MATERIAL PROVIDED
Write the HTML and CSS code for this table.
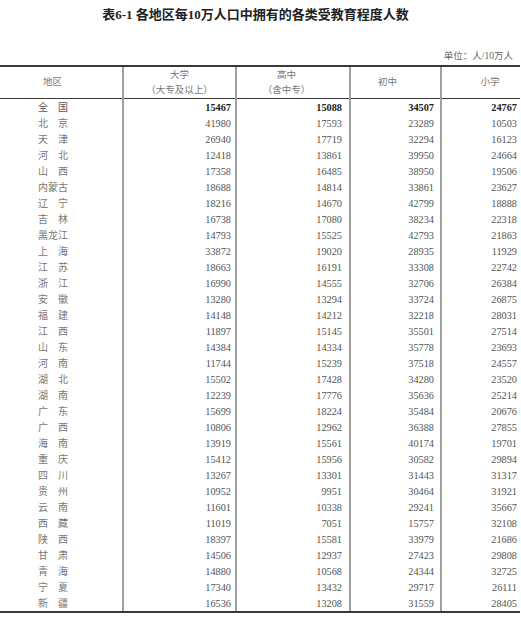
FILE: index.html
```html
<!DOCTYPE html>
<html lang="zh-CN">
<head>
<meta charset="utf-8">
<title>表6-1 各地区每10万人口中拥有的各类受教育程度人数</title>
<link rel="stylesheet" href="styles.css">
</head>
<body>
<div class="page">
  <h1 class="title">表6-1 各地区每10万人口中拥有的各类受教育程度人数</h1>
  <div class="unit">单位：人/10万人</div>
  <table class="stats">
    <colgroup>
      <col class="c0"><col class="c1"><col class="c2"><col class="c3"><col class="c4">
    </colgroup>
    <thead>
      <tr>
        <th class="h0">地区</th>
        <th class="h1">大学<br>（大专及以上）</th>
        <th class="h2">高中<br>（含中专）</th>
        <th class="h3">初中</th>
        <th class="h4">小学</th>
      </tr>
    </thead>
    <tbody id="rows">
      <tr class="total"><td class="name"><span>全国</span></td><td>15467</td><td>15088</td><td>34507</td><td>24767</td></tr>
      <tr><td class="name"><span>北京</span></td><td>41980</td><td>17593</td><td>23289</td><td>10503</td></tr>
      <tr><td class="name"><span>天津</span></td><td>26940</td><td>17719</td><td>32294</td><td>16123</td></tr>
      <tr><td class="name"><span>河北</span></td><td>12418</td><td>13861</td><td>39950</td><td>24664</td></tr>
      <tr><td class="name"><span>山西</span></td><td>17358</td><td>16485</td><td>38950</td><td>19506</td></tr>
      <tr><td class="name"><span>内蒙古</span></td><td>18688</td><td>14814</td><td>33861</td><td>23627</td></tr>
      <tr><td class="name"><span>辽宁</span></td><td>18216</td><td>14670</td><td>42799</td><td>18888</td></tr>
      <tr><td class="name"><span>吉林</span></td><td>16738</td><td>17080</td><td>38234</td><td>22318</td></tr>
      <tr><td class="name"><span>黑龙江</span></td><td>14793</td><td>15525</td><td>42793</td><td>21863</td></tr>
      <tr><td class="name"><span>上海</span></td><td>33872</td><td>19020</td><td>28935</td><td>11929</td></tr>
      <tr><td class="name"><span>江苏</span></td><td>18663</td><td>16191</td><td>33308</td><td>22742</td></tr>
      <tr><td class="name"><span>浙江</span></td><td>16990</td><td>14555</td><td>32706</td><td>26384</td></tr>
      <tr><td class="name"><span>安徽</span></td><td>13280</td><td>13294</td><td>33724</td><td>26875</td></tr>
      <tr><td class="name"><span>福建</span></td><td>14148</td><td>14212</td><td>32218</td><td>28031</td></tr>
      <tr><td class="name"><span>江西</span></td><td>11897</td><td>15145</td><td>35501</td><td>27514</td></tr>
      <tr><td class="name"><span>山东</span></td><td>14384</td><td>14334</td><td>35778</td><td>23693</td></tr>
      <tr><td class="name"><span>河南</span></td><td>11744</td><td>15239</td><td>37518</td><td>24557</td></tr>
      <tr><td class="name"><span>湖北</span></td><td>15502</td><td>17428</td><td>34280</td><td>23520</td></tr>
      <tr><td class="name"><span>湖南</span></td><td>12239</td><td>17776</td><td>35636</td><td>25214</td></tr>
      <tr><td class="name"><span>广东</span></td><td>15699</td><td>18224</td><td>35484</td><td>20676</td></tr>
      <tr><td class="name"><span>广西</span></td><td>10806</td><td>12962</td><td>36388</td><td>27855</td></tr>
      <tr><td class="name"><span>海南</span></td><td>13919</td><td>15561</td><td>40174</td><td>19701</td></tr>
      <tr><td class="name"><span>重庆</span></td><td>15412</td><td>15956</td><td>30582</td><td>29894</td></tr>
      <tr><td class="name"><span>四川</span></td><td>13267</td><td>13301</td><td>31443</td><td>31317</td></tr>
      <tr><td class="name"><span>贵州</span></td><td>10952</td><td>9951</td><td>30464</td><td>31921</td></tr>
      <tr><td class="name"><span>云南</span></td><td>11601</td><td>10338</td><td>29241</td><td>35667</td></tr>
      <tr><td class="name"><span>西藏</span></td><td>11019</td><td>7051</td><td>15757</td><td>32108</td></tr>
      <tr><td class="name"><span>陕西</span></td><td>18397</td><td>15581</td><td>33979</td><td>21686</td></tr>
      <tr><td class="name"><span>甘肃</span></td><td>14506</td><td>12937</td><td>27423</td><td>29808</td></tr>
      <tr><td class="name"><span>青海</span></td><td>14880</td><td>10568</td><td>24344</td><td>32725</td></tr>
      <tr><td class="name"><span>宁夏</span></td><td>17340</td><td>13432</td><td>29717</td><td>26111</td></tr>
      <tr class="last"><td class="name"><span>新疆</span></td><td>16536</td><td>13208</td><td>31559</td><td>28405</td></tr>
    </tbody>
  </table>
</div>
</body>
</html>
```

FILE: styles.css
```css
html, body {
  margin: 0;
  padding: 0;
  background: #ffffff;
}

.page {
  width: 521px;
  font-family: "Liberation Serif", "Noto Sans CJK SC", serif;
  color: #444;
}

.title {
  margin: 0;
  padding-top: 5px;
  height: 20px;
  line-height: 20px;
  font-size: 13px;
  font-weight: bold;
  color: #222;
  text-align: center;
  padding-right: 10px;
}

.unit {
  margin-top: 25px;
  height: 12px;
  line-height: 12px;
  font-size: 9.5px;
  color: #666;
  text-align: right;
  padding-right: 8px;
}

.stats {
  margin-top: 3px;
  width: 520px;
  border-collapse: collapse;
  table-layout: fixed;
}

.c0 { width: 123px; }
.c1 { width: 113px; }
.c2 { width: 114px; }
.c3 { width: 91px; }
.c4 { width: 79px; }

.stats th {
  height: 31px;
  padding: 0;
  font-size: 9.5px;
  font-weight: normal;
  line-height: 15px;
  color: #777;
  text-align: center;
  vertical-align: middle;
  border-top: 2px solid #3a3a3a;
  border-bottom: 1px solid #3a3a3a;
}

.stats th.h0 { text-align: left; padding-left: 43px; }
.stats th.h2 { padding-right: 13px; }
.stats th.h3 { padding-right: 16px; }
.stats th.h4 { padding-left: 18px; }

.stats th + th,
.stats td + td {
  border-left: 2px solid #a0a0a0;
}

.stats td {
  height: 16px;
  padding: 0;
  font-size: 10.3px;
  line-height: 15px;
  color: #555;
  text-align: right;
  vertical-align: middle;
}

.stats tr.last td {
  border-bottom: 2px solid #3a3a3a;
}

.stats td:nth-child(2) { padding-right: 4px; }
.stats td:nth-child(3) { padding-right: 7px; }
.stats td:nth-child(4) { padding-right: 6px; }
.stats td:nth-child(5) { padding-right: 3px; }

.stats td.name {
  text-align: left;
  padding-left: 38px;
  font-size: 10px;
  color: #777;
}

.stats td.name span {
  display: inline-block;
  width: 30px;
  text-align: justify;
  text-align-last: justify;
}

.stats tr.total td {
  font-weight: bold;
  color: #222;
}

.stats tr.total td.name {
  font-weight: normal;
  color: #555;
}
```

---

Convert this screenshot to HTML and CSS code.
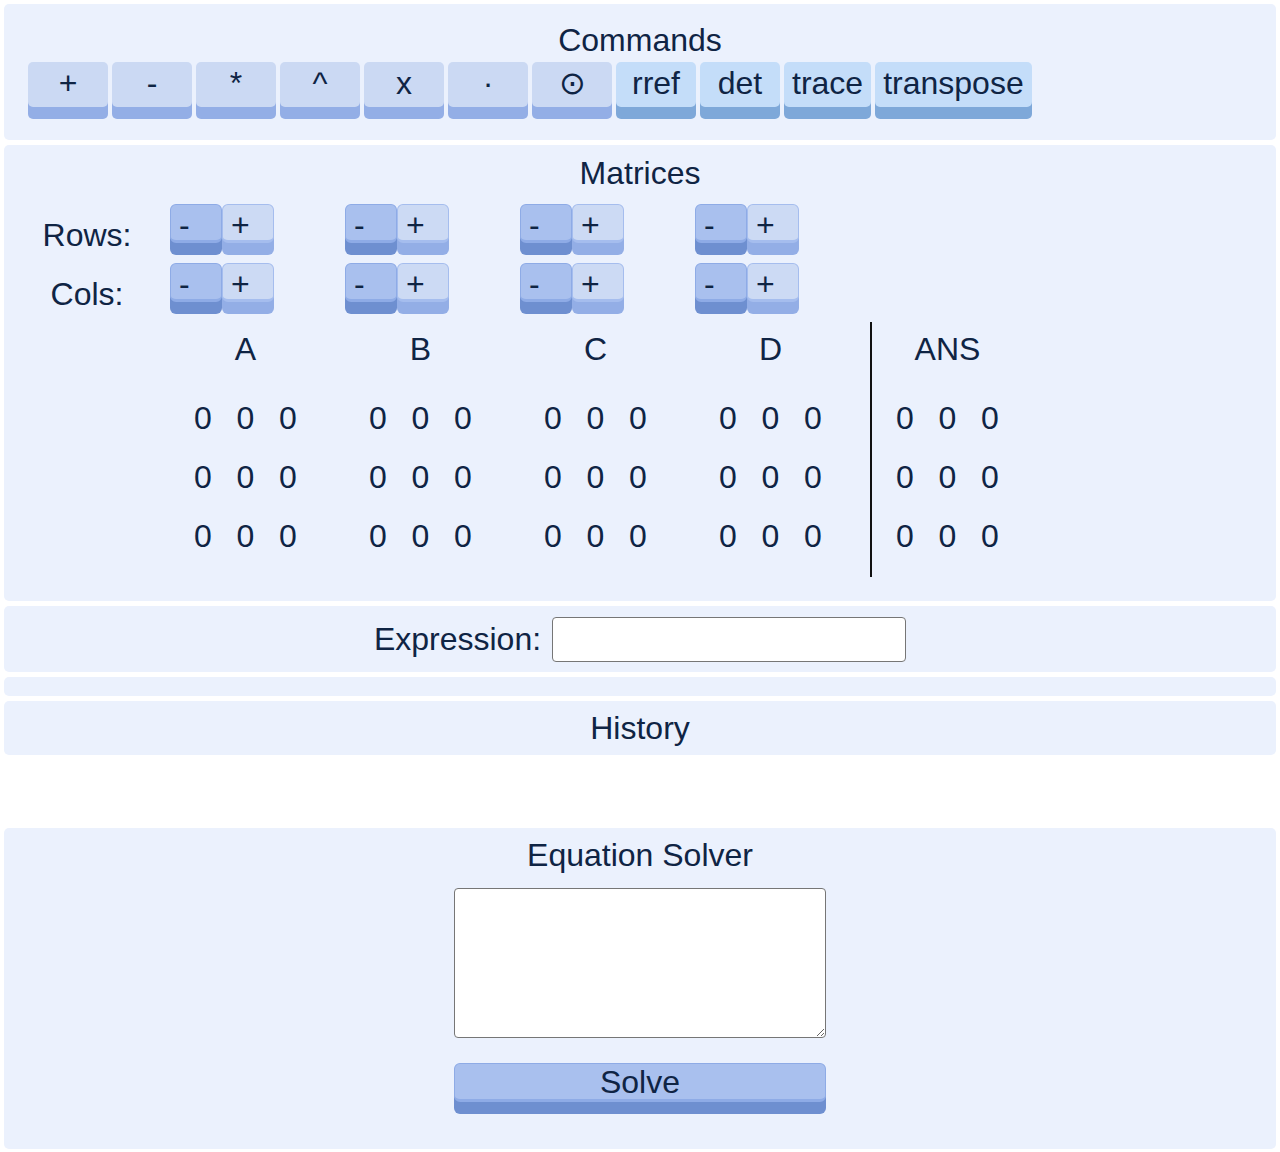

--

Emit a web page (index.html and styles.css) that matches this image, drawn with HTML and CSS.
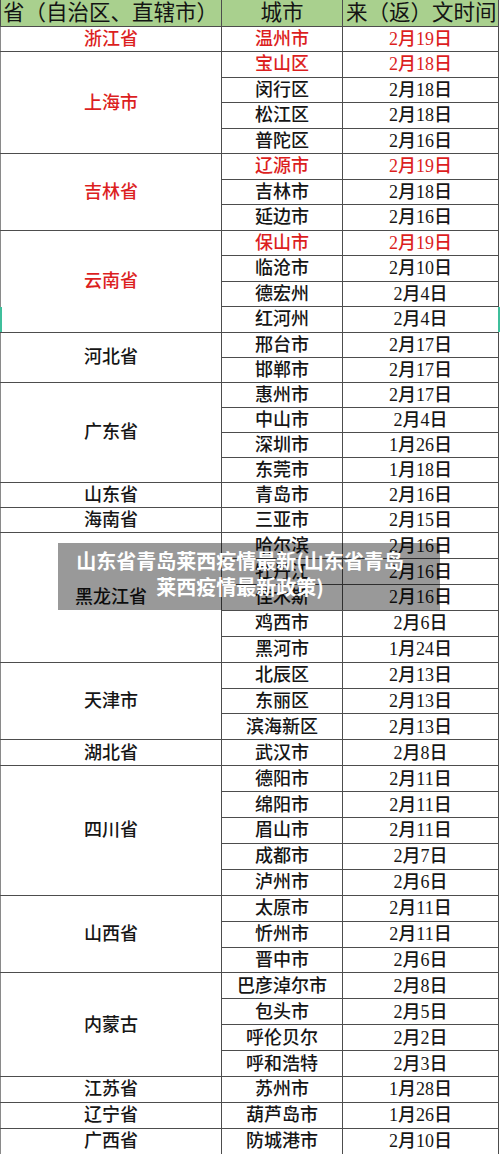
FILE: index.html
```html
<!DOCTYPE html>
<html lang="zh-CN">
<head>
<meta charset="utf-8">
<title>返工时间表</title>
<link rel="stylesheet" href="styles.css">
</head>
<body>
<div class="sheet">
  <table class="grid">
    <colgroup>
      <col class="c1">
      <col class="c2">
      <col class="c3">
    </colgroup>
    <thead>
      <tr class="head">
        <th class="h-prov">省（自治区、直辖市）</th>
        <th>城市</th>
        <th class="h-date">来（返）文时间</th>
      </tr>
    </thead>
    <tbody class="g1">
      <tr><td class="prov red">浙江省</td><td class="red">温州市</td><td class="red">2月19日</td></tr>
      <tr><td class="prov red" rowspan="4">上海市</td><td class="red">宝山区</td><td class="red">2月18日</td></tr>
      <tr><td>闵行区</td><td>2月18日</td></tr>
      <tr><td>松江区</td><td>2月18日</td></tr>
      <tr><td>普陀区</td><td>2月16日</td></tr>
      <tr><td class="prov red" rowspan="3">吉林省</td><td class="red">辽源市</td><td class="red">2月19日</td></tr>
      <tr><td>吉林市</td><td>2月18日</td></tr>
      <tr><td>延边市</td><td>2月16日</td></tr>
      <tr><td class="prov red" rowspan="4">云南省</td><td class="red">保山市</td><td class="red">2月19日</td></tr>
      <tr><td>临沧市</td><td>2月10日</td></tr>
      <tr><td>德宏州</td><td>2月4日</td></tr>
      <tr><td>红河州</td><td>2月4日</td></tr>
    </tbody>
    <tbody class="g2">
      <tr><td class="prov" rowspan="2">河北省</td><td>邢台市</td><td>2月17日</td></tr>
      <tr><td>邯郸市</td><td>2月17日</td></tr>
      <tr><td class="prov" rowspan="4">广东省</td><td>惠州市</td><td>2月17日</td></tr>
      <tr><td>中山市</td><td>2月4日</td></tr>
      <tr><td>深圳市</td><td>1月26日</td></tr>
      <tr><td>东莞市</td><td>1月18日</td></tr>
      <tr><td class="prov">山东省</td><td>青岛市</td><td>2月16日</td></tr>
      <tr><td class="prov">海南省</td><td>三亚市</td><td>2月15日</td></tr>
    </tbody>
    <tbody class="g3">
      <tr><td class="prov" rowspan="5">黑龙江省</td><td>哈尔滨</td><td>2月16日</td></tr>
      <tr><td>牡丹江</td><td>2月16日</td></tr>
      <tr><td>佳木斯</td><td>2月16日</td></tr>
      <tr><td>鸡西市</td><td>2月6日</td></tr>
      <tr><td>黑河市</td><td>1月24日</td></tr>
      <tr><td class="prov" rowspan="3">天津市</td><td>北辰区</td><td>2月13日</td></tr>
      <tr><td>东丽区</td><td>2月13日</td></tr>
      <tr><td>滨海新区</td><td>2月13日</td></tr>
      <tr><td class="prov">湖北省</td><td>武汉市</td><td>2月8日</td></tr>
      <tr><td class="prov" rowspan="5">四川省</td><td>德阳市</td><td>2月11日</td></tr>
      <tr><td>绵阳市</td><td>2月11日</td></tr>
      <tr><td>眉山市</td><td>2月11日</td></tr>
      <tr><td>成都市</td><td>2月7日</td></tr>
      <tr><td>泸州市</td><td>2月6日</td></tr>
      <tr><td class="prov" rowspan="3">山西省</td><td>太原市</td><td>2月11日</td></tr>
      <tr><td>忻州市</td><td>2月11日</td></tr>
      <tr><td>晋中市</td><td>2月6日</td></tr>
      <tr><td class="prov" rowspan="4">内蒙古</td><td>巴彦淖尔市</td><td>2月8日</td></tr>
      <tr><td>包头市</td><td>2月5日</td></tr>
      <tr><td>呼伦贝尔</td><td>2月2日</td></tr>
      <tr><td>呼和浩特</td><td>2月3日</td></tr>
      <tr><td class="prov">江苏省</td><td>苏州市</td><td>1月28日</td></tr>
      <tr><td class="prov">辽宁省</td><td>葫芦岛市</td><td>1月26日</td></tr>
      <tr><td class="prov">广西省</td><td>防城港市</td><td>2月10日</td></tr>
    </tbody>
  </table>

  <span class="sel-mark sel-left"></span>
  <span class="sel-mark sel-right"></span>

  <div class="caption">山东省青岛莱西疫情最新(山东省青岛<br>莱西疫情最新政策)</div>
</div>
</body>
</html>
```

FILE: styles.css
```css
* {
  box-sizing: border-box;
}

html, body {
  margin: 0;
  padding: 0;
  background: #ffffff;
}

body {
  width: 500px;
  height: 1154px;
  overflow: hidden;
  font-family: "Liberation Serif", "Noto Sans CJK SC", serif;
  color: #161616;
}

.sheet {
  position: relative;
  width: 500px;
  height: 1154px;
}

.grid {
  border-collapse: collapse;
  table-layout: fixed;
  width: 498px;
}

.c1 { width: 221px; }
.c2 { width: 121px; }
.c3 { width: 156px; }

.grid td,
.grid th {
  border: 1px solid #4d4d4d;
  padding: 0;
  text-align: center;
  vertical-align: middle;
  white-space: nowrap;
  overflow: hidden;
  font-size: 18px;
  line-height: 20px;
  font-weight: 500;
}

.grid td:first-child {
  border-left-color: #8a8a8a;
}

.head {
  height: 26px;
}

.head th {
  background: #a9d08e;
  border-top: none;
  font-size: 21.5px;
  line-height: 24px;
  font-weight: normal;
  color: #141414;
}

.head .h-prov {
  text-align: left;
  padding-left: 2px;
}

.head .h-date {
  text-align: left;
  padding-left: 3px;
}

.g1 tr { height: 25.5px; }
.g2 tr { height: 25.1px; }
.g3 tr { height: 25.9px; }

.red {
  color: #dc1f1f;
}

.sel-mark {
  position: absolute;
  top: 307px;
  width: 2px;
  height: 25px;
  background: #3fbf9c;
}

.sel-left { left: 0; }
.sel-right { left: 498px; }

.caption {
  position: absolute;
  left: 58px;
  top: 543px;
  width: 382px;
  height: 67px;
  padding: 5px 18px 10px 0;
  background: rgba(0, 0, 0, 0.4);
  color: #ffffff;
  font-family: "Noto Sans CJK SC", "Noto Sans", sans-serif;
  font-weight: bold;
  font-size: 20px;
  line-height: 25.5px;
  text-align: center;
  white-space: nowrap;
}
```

TASK PROMPT
In the material above, show every line where the word "table" turns up.

ANSWER TO THE PROBLEM
Write the HTML and CSS code for this table.
  <table class="stats">
  </table>
  table-layout: fixed;
  <table class="grid">
  </table>
  table-layout: fixed;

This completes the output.